INSTRUCTION:
Your task is to print all of the data word for word.

## begin EXCERPTED DATA

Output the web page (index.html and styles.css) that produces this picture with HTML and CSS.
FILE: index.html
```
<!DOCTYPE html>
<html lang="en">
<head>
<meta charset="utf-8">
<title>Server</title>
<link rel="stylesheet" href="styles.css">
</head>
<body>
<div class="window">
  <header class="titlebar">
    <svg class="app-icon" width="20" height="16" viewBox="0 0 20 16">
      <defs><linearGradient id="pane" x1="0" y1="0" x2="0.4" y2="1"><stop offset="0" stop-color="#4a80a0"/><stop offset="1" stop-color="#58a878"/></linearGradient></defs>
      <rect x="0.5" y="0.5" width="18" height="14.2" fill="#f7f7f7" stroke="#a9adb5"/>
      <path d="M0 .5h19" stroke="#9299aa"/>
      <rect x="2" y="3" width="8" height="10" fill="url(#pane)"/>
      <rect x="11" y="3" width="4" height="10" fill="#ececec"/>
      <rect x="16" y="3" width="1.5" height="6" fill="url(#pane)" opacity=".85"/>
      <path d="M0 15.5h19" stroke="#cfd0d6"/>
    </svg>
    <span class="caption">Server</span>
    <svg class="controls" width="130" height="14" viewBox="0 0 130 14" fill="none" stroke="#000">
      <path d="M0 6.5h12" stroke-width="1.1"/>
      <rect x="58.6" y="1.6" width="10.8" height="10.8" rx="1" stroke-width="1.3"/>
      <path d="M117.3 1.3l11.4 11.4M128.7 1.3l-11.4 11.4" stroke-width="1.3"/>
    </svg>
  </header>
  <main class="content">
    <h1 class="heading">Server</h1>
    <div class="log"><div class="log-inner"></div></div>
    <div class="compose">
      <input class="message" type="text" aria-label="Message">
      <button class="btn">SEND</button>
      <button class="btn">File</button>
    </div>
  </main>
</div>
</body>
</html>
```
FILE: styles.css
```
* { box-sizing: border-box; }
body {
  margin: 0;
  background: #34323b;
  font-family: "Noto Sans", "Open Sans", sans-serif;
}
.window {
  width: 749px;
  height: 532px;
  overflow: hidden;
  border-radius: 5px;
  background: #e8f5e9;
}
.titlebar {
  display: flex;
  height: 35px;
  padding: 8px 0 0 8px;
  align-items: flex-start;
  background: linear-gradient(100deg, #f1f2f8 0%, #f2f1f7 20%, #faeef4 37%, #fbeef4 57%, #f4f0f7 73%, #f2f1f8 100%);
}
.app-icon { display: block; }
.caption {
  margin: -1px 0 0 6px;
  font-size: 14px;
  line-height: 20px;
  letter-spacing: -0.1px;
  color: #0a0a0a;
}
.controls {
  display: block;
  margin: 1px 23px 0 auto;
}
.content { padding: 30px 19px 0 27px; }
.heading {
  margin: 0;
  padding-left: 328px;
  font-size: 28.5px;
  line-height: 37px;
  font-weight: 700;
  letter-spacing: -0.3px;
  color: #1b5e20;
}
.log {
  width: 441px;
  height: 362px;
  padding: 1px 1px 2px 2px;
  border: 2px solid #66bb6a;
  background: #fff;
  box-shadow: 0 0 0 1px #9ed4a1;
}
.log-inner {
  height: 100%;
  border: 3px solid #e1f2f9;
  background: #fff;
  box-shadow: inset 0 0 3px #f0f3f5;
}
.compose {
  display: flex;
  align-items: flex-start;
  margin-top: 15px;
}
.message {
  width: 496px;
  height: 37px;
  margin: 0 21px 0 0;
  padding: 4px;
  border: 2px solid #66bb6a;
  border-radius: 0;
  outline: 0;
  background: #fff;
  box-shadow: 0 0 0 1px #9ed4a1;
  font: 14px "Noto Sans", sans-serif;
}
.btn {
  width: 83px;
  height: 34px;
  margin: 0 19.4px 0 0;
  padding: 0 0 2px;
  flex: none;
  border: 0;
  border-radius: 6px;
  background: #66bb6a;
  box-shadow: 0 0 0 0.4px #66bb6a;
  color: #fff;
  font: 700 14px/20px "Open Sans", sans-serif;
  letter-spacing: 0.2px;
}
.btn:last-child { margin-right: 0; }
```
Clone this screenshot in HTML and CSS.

## end EXCERPTED DATA

SOLUTION FOR THIS PROBLEM:
Output the web page (index.html and styles.css) that produces this picture with HTML and CSS.
FILE: index.html
```
<!DOCTYPE html>
<html lang="en">
<head>
<meta charset="utf-8">
<title>Server</title>
<link rel="stylesheet" href="styles.css">
</head>
<body>
<div class="window">
  <header class="titlebar">
    <svg class="app-icon" width="20" height="16" viewBox="0 0 20 16">
      <defs><linearGradient id="pane" x1="0" y1="0" x2="0.4" y2="1"><stop offset="0" stop-color="#4a80a0"/><stop offset="1" stop-color="#58a878"/></linearGradient></defs>
      <rect x="0.5" y="0.5" width="18" height="14.2" fill="#f7f7f7" stroke="#a9adb5"/>
      <path d="M0 .5h19" stroke="#9299aa"/>
      <rect x="2" y="3" width="8" height="10" fill="url(#pane)"/>
      <rect x="11" y="3" width="4" height="10" fill="#ececec"/>
      <rect x="16" y="3" width="1.5" height="6" fill="url(#pane)" opacity=".85"/>
      <path d="M0 15.5h19" stroke="#cfd0d6"/>
    </svg>
    <span class="caption">Server</span>
    <svg class="controls" width="130" height="14" viewBox="0 0 130 14" fill="none" stroke="#000">
      <path d="M0 6.5h12" stroke-width="1.1"/>
      <rect x="58.6" y="1.6" width="10.8" height="10.8" rx="1" stroke-width="1.3"/>
      <path d="M117.3 1.3l11.4 11.4M128.7 1.3l-11.4 11.4" stroke-width="1.3"/>
    </svg>
  </header>
  <main class="content">
    <h1 class="heading">Server</h1>
    <div class="log"><div class="log-inner"></div></div>
    <div class="compose">
      <input class="message" type="text" aria-label="Message">
      <button class="btn">SEND</button>
      <button class="btn">File</button>
    </div>
  </main>
</div>
</body>
</html>
```
FILE: styles.css
```
* { box-sizing: border-box; }
body {
  margin: 0;
  background: #34323b;
  font-family: "Noto Sans", "Open Sans", sans-serif;
}
.window {
  width: 749px;
  height: 532px;
  overflow: hidden;
  border-radius: 5px;
  background: #e8f5e9;
}
.titlebar {
  display: flex;
  height: 35px;
  padding: 8px 0 0 8px;
  align-items: flex-start;
  background: linear-gradient(100deg, #f1f2f8 0%, #f2f1f7 20%, #faeef4 37%, #fbeef4 57%, #f4f0f7 73%, #f2f1f8 100%);
}
.app-icon { display: block; }
.caption {
  margin: -1px 0 0 6px;
  font-size: 14px;
  line-height: 20px;
  letter-spacing: -0.1px;
  color: #0a0a0a;
}
.controls {
  display: block;
  margin: 1px 23px 0 auto;
}
.content { padding: 30px 19px 0 27px; }
.heading {
  margin: 0;
  padding-left: 328px;
  font-size: 28.5px;
  line-height: 37px;
  font-weight: 700;
  letter-spacing: -0.3px;
  color: #1b5e20;
}
.log {
  width: 441px;
  height: 362px;
  padding: 1px 1px 2px 2px;
  border: 2px solid #66bb6a;
  background: #fff;
  box-shadow: 0 0 0 1px #9ed4a1;
}
.log-inner {
  height: 100%;
  border: 3px solid #e1f2f9;
  background: #fff;
  box-shadow: inset 0 0 3px #f0f3f5;
}
.compose {
  display: flex;
  align-items: flex-start;
  margin-top: 15px;
}
.message {
  width: 496px;
  height: 37px;
  margin: 0 21px 0 0;
  padding: 4px;
  border: 2px solid #66bb6a;
  border-radius: 0;
  outline: 0;
  background: #fff;
  box-shadow: 0 0 0 1px #9ed4a1;
  font: 14px "Noto Sans", sans-serif;
}
.btn {
  width: 83px;
  height: 34px;
  margin: 0 19.4px 0 0;
  padding: 0 0 2px;
  flex: none;
  border: 0;
  border-radius: 6px;
  background: #66bb6a;
  box-shadow: 0 0 0 0.4px #66bb6a;
  color: #fff;
  font: 700 14px/20px "Open Sans", sans-serif;
  letter-spacing: 0.2px;
}
.btn:last-child { margin-right: 0; }
```
Clone this screenshot in HTML and CSS.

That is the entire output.